The Creation-Redemption Mechanism
The Creation-Redemption Mechanism
Quick definition: The creation-redemption mechanism allows authorized participants to create new ETF shares by delivering a basket of underlying securities to the fund, and redeem existing shares by receiving the same basket back; this process keeps ETF prices aligned with NAV and enables tax-efficient portfolio adjustments.
The creation-redemption mechanism is the engine that powers ETF efficiency. It is the structural feature that distinguishes ETFs from mutual funds most fundamentally. Understanding this mechanism is essential to understanding why ETFs have become the dominant vehicle for passive investing and why they are more tax-efficient and better priced than mutual funds.
Key Takeaways
- Authorized participants (typically large financial institutions) can create ETF shares by delivering a basket of underlying securities to the fund at NAV
- Authorized participants can redeem ETF shares by returning them to the fund and receiving the underlying securities (not cash) in return
- In-kind redemptions enable funds to distribute appreciated securities without realizing capital gains, driving tax efficiency
- The ability to create shares at NAV prevents ETF market prices from drifting far from NAV, maintaining pricing efficiency
- The mechanism operates invisibly to most investors but is the foundation of ETF structural advantages
The Traditional Mutual Fund Model
To understand why the creation-redemption mechanism matters, it helps to understand the traditional mutual fund model and its limitations.

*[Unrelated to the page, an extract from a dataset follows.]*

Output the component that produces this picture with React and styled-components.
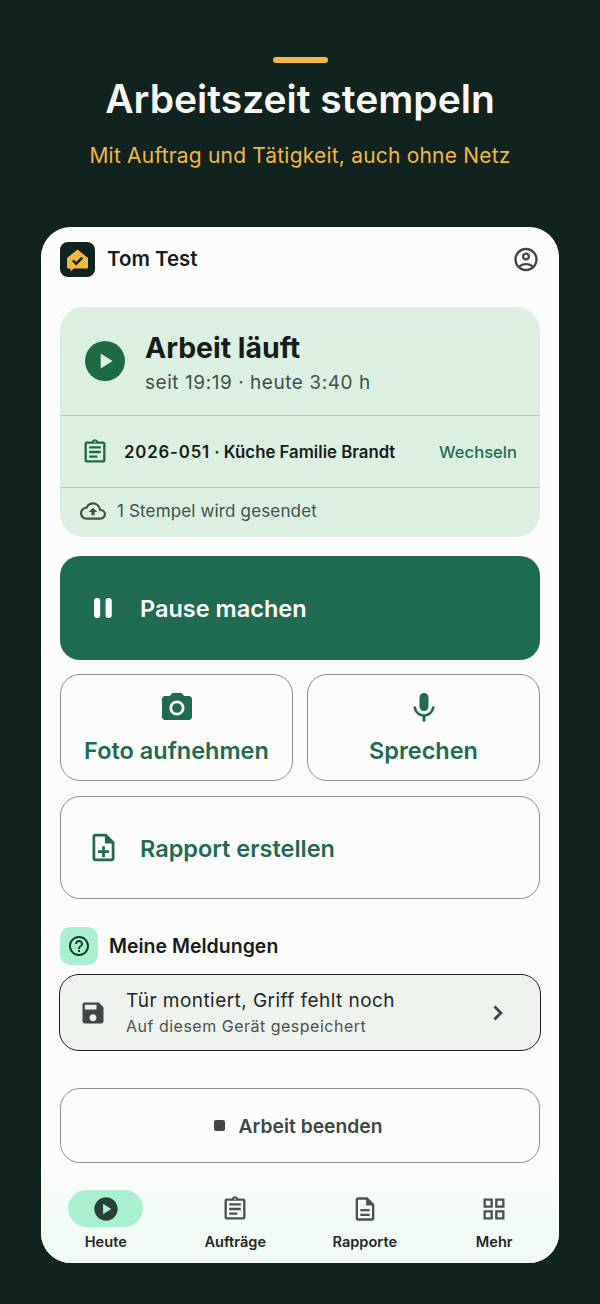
import React from 'react';
import styled, { createGlobalStyle } from 'styled-components';
import {
  MdOutlineAccountCircle,
  MdPlayArrow,
  MdOutlineAssignment,
  MdOutlineCloudUpload,
  MdPhotoCamera,
  MdMic,
  MdOutlineNoteAdd,
  MdOutlineHelpOutline,
  MdSave,
  MdPlayCircle,
  MdOutlineDescription,
  MdOutlineGridView,
} from 'react-icons/md';

const GlobalStyle = createGlobalStyle`
  html, body {
    margin: 0;
    padding: 0;
    background: #11231e;
  }
  * {
    box-sizing: border-box;
  }
`;

const Page = styled.div`
  width: 600px;
  height: 1304px;
  background: #11231e;
  font-family: Inter, "Liberation Sans", sans-serif;
  padding-top: 57px;
  overflow: hidden;
`;

const Hero = styled.header`
  display: flex;
  flex-direction: column;
  align-items: center;
  height: 170px;
`;

const HeroBar = styled.div`
  width: 55px;
  height: 6px;
  border-radius: 3px;
  background: #f2b840;
`;

const HeroTitle = styled.h1`
  margin: 13px 0 0;
  font-size: 39px;
  line-height: 46px;
  font-weight: 600;
  color: #f8f8f5;
`;

const HeroSub = styled.p`
  margin: 21px 0 0;
  font-size: 21px;
  line-height: 26px;
  font-weight: 400;
  letter-spacing: 0.2px;
  color: #f2b840;
`;

const Phone = styled.main`
  width: 518px;
  height: 1036px;
  margin: 0 auto;
  background: #fbfcfb;
  border-radius: 30px;
  overflow: hidden;
  display: flex;
  flex-direction: column;
`;

const TopBar = styled.div`
  height: 80px;
  padding: 15px 19px 0;
  display: flex;
  align-items: flex-start;
  color: #171c1a;
`;

const Logo = styled.div`
  width: 35px;
  height: 35px;
  border-radius: 8px;
  background: #11231e;
  display: flex;
  align-items: center;
  justify-content: center;
`;

const UserName = styled.div`
  margin-left: 12px;
  font-size: 20.5px;
  line-height: 34px;
  font-weight: 600;
  flex: 1;
`;

const Account = styled.div`
  width: 28px;
  height: 35px;
  display: flex;
  align-items: center;
  justify-content: center;
  font-size: 29px;
  color: #3f4844;
`;

const Content = styled.div`
  padding: 0 19px;
  display: flex;
  flex-direction: column;
`;

const StatusCard = styled.section`
  background: #dcf0e2;
  border-radius: 24px;
  height: 230px;
  display: flex;
  flex-direction: column;
`;

const StatusHead = styled.div`
  height: 108px;
  padding-left: 25px;
  display: flex;
  align-items: center;
  gap: 20px;
`;

const PlayDisc = styled.div`
  width: 40px;
  height: 40px;
  border-radius: 50%;
  background: #1d6b45;
  color: #dcf0e2;
  font-size: 26px;
  display: flex;
  align-items: center;
  justify-content: center;
`;

const StatusText = styled.div`
  padding-top: 2px;
`;

const StatusTitle = styled.div`
  font-size: 28.4px;
  line-height: 34px;
  font-weight: 700;
  color: #171c1a;
`;

const StatusSub = styled.div`
  margin-top: 7px;
  font-size: 19px;
  line-height: 22px;
  color: #40504a;
  letter-spacing: 0.55px;
`;

const StatusRow = styled.div`
  height: ${(p) => p.$height}px;
  border-top: 1px solid #b4cbbc;
  padding: 0 23px ${(p) => p.$bottom || 0}px ${(p) => p.$left}px;
  display: flex;
  align-items: center;
`;

const OrderIcon = styled.span`
  display: flex;
  font-size: 28px;
  color: #1d6b45;
  margin-right: 15px;
`;

const OrderName = styled.span`
  flex: 1;
  font-size: 16.8px;
  font-weight: 600;
  color: #171c1a;
`;

const OrderNumber = styled.span`
  letter-spacing: 0.85px;
`;

const SwitchLink = styled.span`
  font-size: 16.5px;
  font-weight: 500;
  letter-spacing: 0.05px;
  color: #1f6b52;
`;

const CloudIcon = styled.span`
  display: flex;
  font-size: 26px;
  color: #40504a;
  margin-right: 11px;
`;

const SyncText = styled.span`
  font-size: 17px;
  color: #40504a;
  letter-spacing: 0.15px;
`;

const PrimaryButton = styled.button`
  margin-top: 19px;
  height: 104px;
  border: 0;
  border-radius: 20px;
  background: #1f6b52;
  color: #fff;
  font: inherit;
  font-size: 23.5px;
  font-weight: 600;
  padding: 0 0 0 33px;
  display: flex;
  align-items: center;
  gap: 27px;
`;

const ActionGrid = styled.div`
  margin-top: 14px;
  display: grid;
  grid-template-columns: 1fr 1fr;
  gap: 14px;
`;

const TileButton = styled.button`
  height: 107px;
  background: transparent;
  border: 1px solid #8b908d;
  border-radius: 20px;
  color: #1f6b52;
  font: inherit;
  font-size: 23.5px;
  font-weight: 600;
  display: flex;
  flex-direction: column;
  align-items: center;
  padding: 15px 0 0;
`;

const TileIcon = styled.span`
  display: flex;
  font-size: 36px;
  height: 36px;
  margin-bottom: 10px;
`;

const WideButton = styled.button`
  margin-top: 15px;
  height: 103px;
  background: transparent;
  border: 1px solid #8b908d;
  border-radius: 20px;
  color: #1f6b52;
  font: inherit;
  font-size: 23.5px;
  font-weight: 600;
  padding: 1px 0 0 26px;
  display: flex;
  align-items: center;
  gap: 20px;
`;

const WideIcon = styled.span`
  display: flex;
  font-size: 33px;
  margin-top: -1px;
`;

const SectionHead = styled.div`
  margin-top: 28px;
  display: flex;
  align-items: center;
  gap: 11px;
`;

const HelpBox = styled.div`
  width: 38px;
  height: 38px;
  border-radius: 10px;
  background: #a9f0d1;
  color: #0d3b2e;
  font-size: 24px;
  display: flex;
  align-items: center;
  justify-content: center;
`;

const SectionTitle = styled.h2`
  margin: 0;
  font-size: 19.5px;
  font-weight: 600;
  color: #171c1a;
`;

const MessageCard = styled.div`
  margin: 9px -1px 0;
  height: 77px;
  border: 1.5px solid #1c201e;
  border-radius: 20px;
  background: #eef3ee;
  padding: 0 31px 0 19px;
  display: flex;
  align-items: center;
`;

const SaveIcon = styled.span`
  display: flex;
  font-size: 28px;
  color: #3f4844;
  margin-right: 19px;
`;

const MessageText = styled.div`
  flex: 1;
`;

const MessageTitle = styled.div`
  font-size: 19px;
  line-height: 24px;
  letter-spacing: 0.45px;
  color: #232826;
`;

const MessageSub = styled.div`
  margin-top: 3px;
  font-size: 16px;
  line-height: 20px;
  letter-spacing: 0.5px;
  color: #49524e;
`;

const ChevronIcon = styled.span`
  display: flex;
  color: #3f4844;
  margin-right: -3px;
`;

const EndButton = styled.button`
  margin-top: 37px;
  height: 75px;
  background: transparent;
  border: 1px solid #8b908d;
  border-radius: 20px;
  color: #3f4844;
  font: inherit;
  font-size: 19.3px;
  font-weight: 600;
  padding: 0 4px 0 0;
  display: flex;
  align-items: center;
  justify-content: center;
  gap: 14px;
`;

const StopMark = styled.span`
  width: 11px;
  height: 11px;
  border-radius: 2px;
  background: #3f4844;
`;

const BottomNav = styled.nav`
  margin-top: auto;
  height: 92px;
  background: linear-gradient(#fbfcfb, #f3fbf6 40px);
  display: grid;
  grid-template-columns: repeat(4, 1fr);
`;

const NavItem = styled.div`
  display: flex;
  flex-direction: column;
  align-items: center;
  padding-top: 19px;
`;

const NavIcon = styled.div`
  width: 75px;
  height: 37px;
  border-radius: 19px;
  background: ${(p) => (p.$active ? '#a9f0d1' : 'transparent')};
  color: ${(p) => (p.$active ? '#2a3f38' : '#49524e')};
  font-size: 28px;
  display: flex;
  align-items: center;
  justify-content: center;
`;

const NavLabel = styled.div`
  margin-top: 6px;
  font-size: 14.6px;
  line-height: 18px;
  font-weight: 600;
  color: #232826;
`;

const LogoMark = () => (
  <svg width="25" height="25" viewBox="0 0 25 25">
    <path
      d="M12.5 2.5 23 11v9.5a1 1 0 0 1-1 1H9l-3.5 3v-3H3a1 1 0 0 1-1-1V11z"
      fill="#f2b840"
    />
    <path d="m7.8 13.4 3.4 3.3 6-6" fill="none" stroke="#11231e" strokeWidth="2.4" />
  </svg>
);

const PauseMark = () => (
  <svg width="20" height="22" viewBox="0 0 20 22">
    <rect x="1" y="1" width="6.2" height="20" rx="3" fill="#fff" />
    <rect x="12.6" y="1" width="6.2" height="20" rx="3" fill="#fff" />
  </svg>
);

const ChevronMark = () => (
  <svg width="28" height="28" viewBox="0 0 24 24">
    <path d="M9 6.5 14.5 12 9 17.5" fill="none" stroke="currentColor" strokeWidth="2.4" />
  </svg>
);

const navItems = [
  { label: 'Heute', icon: <MdPlayCircle />, active: true },
  { label: 'Aufträge', icon: <MdOutlineAssignment /> },
  { label: 'Rapporte', icon: <MdOutlineDescription /> },
  { label: 'Mehr', icon: <MdOutlineGridView /> },
];

const App = () => (
  <Page>
    <GlobalStyle />
    <Hero>
      <HeroBar />
      <HeroTitle>Arbeitszeit stempeln</HeroTitle>
      <HeroSub>Mit Auftrag und Tätigkeit, auch ohne Netz</HeroSub>
    </Hero>
    <Phone>
      <TopBar>
        <Logo>
          <LogoMark />
        </Logo>
        <UserName>Tom Test</UserName>
        <Account>
          <MdOutlineAccountCircle />
        </Account>
      </TopBar>
      <Content>
        <StatusCard>
          <StatusHead>
            <PlayDisc>
              <MdPlayArrow />
            </PlayDisc>
            <StatusText>
              <StatusTitle>Arbeit läuft</StatusTitle>
              <StatusSub>seit 19:19 · heute 3:40 h</StatusSub>
            </StatusText>
          </StatusHead>
          <StatusRow $height={72} $left={21}>
            <OrderIcon>
              <MdOutlineAssignment />
            </OrderIcon>
            <OrderName>
              <OrderNumber>2026-051</OrderNumber> · Küche Familie Brandt
            </OrderName>
            <SwitchLink>Wechseln</SwitchLink>
          </StatusRow>
          <StatusRow $height={50} $left={20} $bottom={3}>
            <CloudIcon>
              <MdOutlineCloudUpload />
            </CloudIcon>
            <SyncText>1 Stempel wird gesendet</SyncText>
          </StatusRow>
        </StatusCard>
        <PrimaryButton>
          <PauseMark />
          Pause machen
        </PrimaryButton>
        <ActionGrid>
          <TileButton>
            <TileIcon>
              <MdPhotoCamera />
            </TileIcon>
            Foto aufnehmen
          </TileButton>
          <TileButton>
            <TileIcon>
              <MdMic />
            </TileIcon>
            Sprechen
          </TileButton>
        </ActionGrid>
        <WideButton>
          <WideIcon>
            <MdOutlineNoteAdd />
          </WideIcon>
          Rapport erstellen
        </WideButton>
        <SectionHead>
          <HelpBox>
            <MdOutlineHelpOutline />
          </HelpBox>
          <SectionTitle>Meine Meldungen</SectionTitle>
        </SectionHead>
        <MessageCard>
          <SaveIcon>
            <MdSave />
          </SaveIcon>
          <MessageText>
            <MessageTitle>Tür montiert, Griff fehlt noch</MessageTitle>
            <MessageSub>Auf diesem Gerät gespeichert</MessageSub>
          </MessageText>
          <ChevronIcon>
            <ChevronMark />
          </ChevronIcon>
        </MessageCard>
        <EndButton>
          <StopMark />
          Arbeit beenden
        </EndButton>
      </Content>
      <BottomNav>
        {navItems.map((item) => (
          <NavItem key={item.label}>
            <NavIcon $active={item.active}>{item.icon}</NavIcon>
            <NavLabel>{item.label}</NavLabel>
          </NavItem>
        ))}
      </BottomNav>
    </Phone>
  </Page>
);

export default App;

A mutual fund company receives investor money and purchases securities. As more investors deposit money, the fund grows. When investors withdraw money, the fund must pay them from cash reserves or by selling securities. If the fund's holdings have appreciated, selling securities triggers realized capital gains that are distributed to remaining shareholders.
The mutual fund company has no way to avoid this. When shareholders redeem, the fund must produce cash. The only source of cash is selling securities or holding excess cash (which reduces returns). There is no mechanism to transfer securities out of the fund without the fund selling them.
This is the fundamental limitation that leads to forced capital gains distributions in mutual funds. It is built into the mutual fund structure.
How ETF Creation Works
ETFs solve this problem through the creation-redemption mechanism, which involves a special category of market participants called authorized participants (APs).
Authorized participants are typically large financial institutions like investment banks, broker-dealers, and market makers. These institutions have special relationships with the ETF provider and are authorized to create and redeem shares in large blocks, typically 50,000 to 100,000 shares at a time.
Here's how creation works:
-
An authorized participant assembles a basket of securities identical to the ETF's current holdings. If the ETF holds 500 stocks in specific quantities, the AP gathers 500 stocks in those exact quantities.
-
The AP delivers this basket to the ETF provider.
-
The ETF provider issues new shares to the AP at the current NAV. The basket is worth $5 million and NAV is $100 per share, the AP receives 50,000 shares.
-
The AP can then sell these shares on the open market.
This process has two effects: it increases the supply of ETF shares available for trading, and it provides a mechanism for arbitraging any discount between market price and NAV. If the ETF's market price is trading at $100.50 while NAV is $100, an AP can create shares at NAV and sell them at the market price, capturing the $0.50 spread.
How ETF Redemption Works
Redemption is the reverse process and is where the tax efficiency advantage emerges.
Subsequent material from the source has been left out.